Patterns of 1,748 Unique Human Alloimmune Responses Seen by Simple Machine Learning Algorithms

Abstract

Allele specific antibody response against the polymorphic system of HLA is the allogeneic response marker determining the immunological risk for graft acceptance before and after organ transplantation and therefore routinely studied during the patient's workup. Experimentally, bead bound antigen- antibody reactions are detected using a special multicolor flow cytometer (Luminex). Routinely for each sample, antibody responses against 96 different HLA antigen groups are measured simultaneously and a 96-dimensional immune response vector is created. Under a common experimental protocol, using unsupervised clustering algorithms, we analyzed these immune intensity vectors of anti HLA class II responses from a dataset of 1,748 patients before or after renal transplantation residing in a single country. Each patient contributes only one serum sample in the analysis. A population view of linear correlations of hierarchically ordered fluorescence intensities reveals patterns in human immune responses with striking similarities with the previously described CREGs but also brings new information on the antigenic properties of class II HLA molecules. The same analysis affirms that "public" anti-DP antigenic responses are not correlated to anti DR and anti DQ responses which tend to cluster together. Principal Component Analysis (PCA) projections also demonstrate ordering patterns clearly differentiating anti DP responses from anti DR and DQ on several orthogonal planes. We conclude that a computer vision of human alloresponse by use of several dimensionality reduction algorithms rediscovers proven patterns of immune reactivity without any a priori assumption and might prove helpful for a more accurate definition of public immunogenic antigenic structures of HLA molecules. Furthermore, the use of Eigen decomposition on the Immune Response generates new hypotheses that may guide the design of more effective patient monitoring tests.

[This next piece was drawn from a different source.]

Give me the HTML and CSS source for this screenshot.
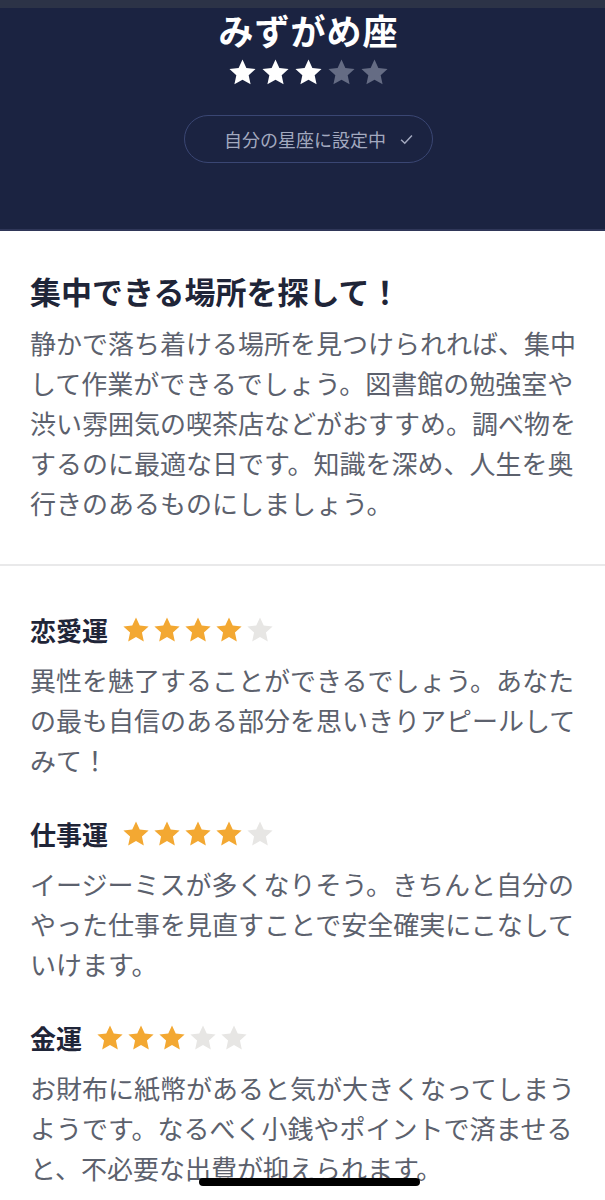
FILE: index.html
```html
<!DOCTYPE html>
<html lang="ja">
<head>
<meta charset="utf-8">
<link rel="stylesheet" href="styles.css">
</head>
<body>
<svg width="0" height="0" class="defs" aria-hidden="true">
  <defs>
    <symbol id="star" viewBox="0 0 24 24">
      <polygon points="12,1.2 15.2,8.2 22.8,9 17.1,14.2 18.7,21.8 12,17.9 5.3,21.8 6.9,14.2 1.2,9 8.8,8.2"/>
    </symbol>
  </defs>
</svg>
<div class="topbar"></div>
<header class="hero">
  <h1 class="sign">みずがめ座</h1>
  <div class="hero-stars">
    <svg class="on"><use href="#star"/></svg>
    <svg class="on"><use href="#star"/></svg>
    <svg class="on"><use href="#star"/></svg>
    <svg class="off"><use href="#star"/></svg>
    <svg class="off"><use href="#star"/></svg>
  </div>
  <div class="pill">
    <span class="pill-text">自分の星座に設定中</span>
    <svg class="check" viewBox="0 0 12 10"><polyline points="1,5.2 4.4,8.4 11,1.4"/></svg>
  </div>
</header>

<section class="summary">
  <h2 class="summary-title">集中できる場所を探して！</h2>
  <p class="text">静かで落ち着ける場所を見つけられれば、集中して作業ができるでしょう。図書館の勉強室や渋い雰囲気の喫茶店などがおすすめ。調べ物をするのに最適な日です。知識を深め、人生を奥行きのあるものにしましょう。</p>
</section>

<section class="fortunes">
  <div class="fortune">
    <div class="fortune-head">
      <h3>恋愛運</h3>
      <div class="stars">
        <svg class="on"><use href="#star"/></svg>
        <svg class="on"><use href="#star"/></svg>
        <svg class="on"><use href="#star"/></svg>
        <svg class="on"><use href="#star"/></svg>
        <svg class="off"><use href="#star"/></svg>
      </div>
    </div>
    <p class="text">異性を魅了することができるでしょう。あなたの最も自信のある部分を思いきりアピールしてみて！</p>
  </div>
  <div class="fortune">
    <div class="fortune-head">
      <h3>仕事運</h3>
      <div class="stars">
        <svg class="on"><use href="#star"/></svg>
        <svg class="on"><use href="#star"/></svg>
        <svg class="on"><use href="#star"/></svg>
        <svg class="on"><use href="#star"/></svg>
        <svg class="off"><use href="#star"/></svg>
      </div>
    </div>
    <p class="text">イージーミスが多くなりそう。きちんと自分のやった仕事を見直すことで安全確実にこなしていけます。</p>
  </div>
  <div class="fortune">
    <div class="fortune-head">
      <h3>金運</h3>
      <div class="stars">
        <svg class="on"><use href="#star"/></svg>
        <svg class="on"><use href="#star"/></svg>
        <svg class="on"><use href="#star"/></svg>
        <svg class="off"><use href="#star"/></svg>
        <svg class="off"><use href="#star"/></svg>
      </div>
    </div>
    <p class="text">お財布に紙幣があると気が大きくなってしまうようです。なるべく小銭やポイントで済ませると、不必要な出費が抑えられます。</p>
  </div>
</section>

<div class="home-indicator"></div>
</body>
</html>
```

FILE: styles.css
```css
* { box-sizing: border-box; }
html, body { margin: 0; padding: 0; }
body {
  width: 605px;
  height: 1200px;
  overflow: hidden;
  background: #ffffff;
  font-family: "Noto Sans CJK JP", "Noto Sans", sans-serif;
  position: relative;
}
.defs { position: absolute; width: 0; height: 0; }

.topbar {
  height: 8px;
  background: #2c3347;
}

.hero {
  background: #1b2341;
  border-bottom: 2px solid #2f3658;
  display: flex;
  flex-direction: column;
  align-items: center;
  padding: 2px 0 66px 12px;
}
.sign {
  margin: 0;
  font-size: 35px;
  line-height: 40px;
  font-weight: 700;
  color: #ffffff;
  letter-spacing: 1px;
}
.hero-stars {
  display: flex;
  gap: 4px;
  margin-top: 8px;
  height: 29px;
  align-items: center;
}
.hero-stars svg { width: 29px; height: 29px; }
.hero-stars .on { fill: #ffffff; }
.hero-stars .off { fill: #656c84; }

.pill {
  margin-top: 28px;
  width: 249px;
  height: 48px;
  border: 1px solid #3a4673;
  border-radius: 24px;
  display: flex;
  align-items: center;
  padding-left: 39px;
}
.pill-text {
  font-size: 18px;
  color: #a3a9bf;
  line-height: 1;
}
.check {
  width: 13px;
  height: 11px;
  margin-left: 14px;
  fill: none;
  stroke: #a3a9bf;
  stroke-width: 1.4;
}

.summary {
  padding: 40px 26px 41px 30px;
  border-bottom: 2px solid #e9e9ea;
}
.summary-title {
  margin: 0;
  font-size: 31px;
  line-height: 40px;
  font-weight: 700;
  color: #1f2538;
}
.text {
  margin: 0;
  font-size: 26px;
  line-height: 40px;
  color: #5c616d;
}
.summary .text { margin-top: 12px; }

.fortunes {
  padding: 46px 26px 0 30px;
  display: flex;
  flex-direction: column;
  gap: 36px;
}
.fortune-head {
  display: flex;
  align-items: center;
  gap: 14px;
  height: 36px;
}
.fortune-head h3 {
  margin: 0;
  font-size: 26px;
  line-height: 36px;
  font-weight: 700;
  color: #1f2538;
}
.stars {
  display: flex;
  gap: 3px;
}
.stars svg { width: 28px; height: 28px; }
.stars .on { fill: #f3a832; }
.stars .off { fill: #e7e6e4; }
.fortune .text { margin-top: 12px; }

.home-indicator {
  position: absolute;
  left: 199px;
  top: 1178px;
  width: 221px;
  height: 8px;
  border-radius: 4px;
  background: #000000;
}
```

Keywords: HLA; PCA; allorecognition; descriptive statistics; machine learning; monitoring; patterns detection; transplantation.

Figure 1

Correlation patterns of anti HLA class II immune responses from patients awaiting a transplant. Correlation coefficient of MFIs on 96 different antigen coated bead assays were computed among all beads and all sera. The left triangular panel represents pairwise correlations of unscaled MFIs among antigen-bead specific reactions. Similarly, the right panel is a color scale representing the coefficient correlation. Rs values (Spearman's correlation) range from −1 (dark red, negative correlation) to 0 (white, no correlation) and then up to 1 (dark blue, positive correlation). Agglomerative ordering was applied with a bottom to top ascending hierarchical clustering based on Mc Quitty distances of the dissimilarity matrix.

Figure 2

Correlation patterns of anti HLA class II immune responses from patients followed after transplantation. Correlation coefficient of MFIs on 96 different antigen coated bead assays were computed among all beads and all sera. The left triangular panel represents pairwise correlations of unscaled MFIs among antigen-bead specific reactions. Similarly, the right panel is a color scale representing the coefficient correlation. Rs values (Spearman's correlation) range from −1 (dark red, negative correlation) to 0 (white, no correlation) and then up to 1 (dark blue, positive correlation). Agglomerative ordering was applied with a bottom to top ascending hierarchical clustering based on Mc Quitty distances of the dissimilarity matrix.

Figure 3

PCA biplots of anti HLA class II immune responses on patients immunized before the transplantation. Projections on Dim1 and Dim2. The points represent projections of individual reactions and arrows the corresponding variables according to the first and second principal components (referred to as Dim1 and Dim2 accordingly) of PCA. The color stripe on the right side exhibits the corresponding color vectors of explained variance, ranging from red color (indicating strong contribution on variance) to green (indicating weak contribution on variance).

Figure 4

PCA biplots of anti HLA class II immune responses on patients after transplantation. Projections on Dim1 and Dim2. The points represent projections of individual reactions and arrows the corresponding variables according to the first and second principal components (referred to as Dim1 and Dim2 accordingly) of PCA. The color stripe on the right side exhibits the corresponding color vectors of explained variance, ranging from red color (indicating strong contribution on variance) to green (indicating weak contribution on variance).

Figure 5

PCA biplots of anti HLA class II immune responses on patients immunized before the transplantation. Projections on Dim2 and Dim3. The points represent projections of individual reactions and arrows the corresponding variables according to the second and third principal components (referred to as Dim2 and Dim3 accordingly) of PCA. The color stripe on the right side exhibits the corresponding color vectors of explained variance, ranging from red color (indicating strong contribution on variance) to green (indicating weak contribution on variance).

Figure 6

PCA biplots of anti HLA class II immune responses on patients after transplantation. Projections on Dim2 and Dim3. The points represent projections of individual reactions and arrows the corresponding variables according to the second and third principal components (referred to as Dim2 and Dim3 accordingly) of PCA. The color stripe on the right side exhibits the corresponding color vectors of explained variance, ranging from red color (indicating strong contribution on variance) to green (indicating weak contribution on variance).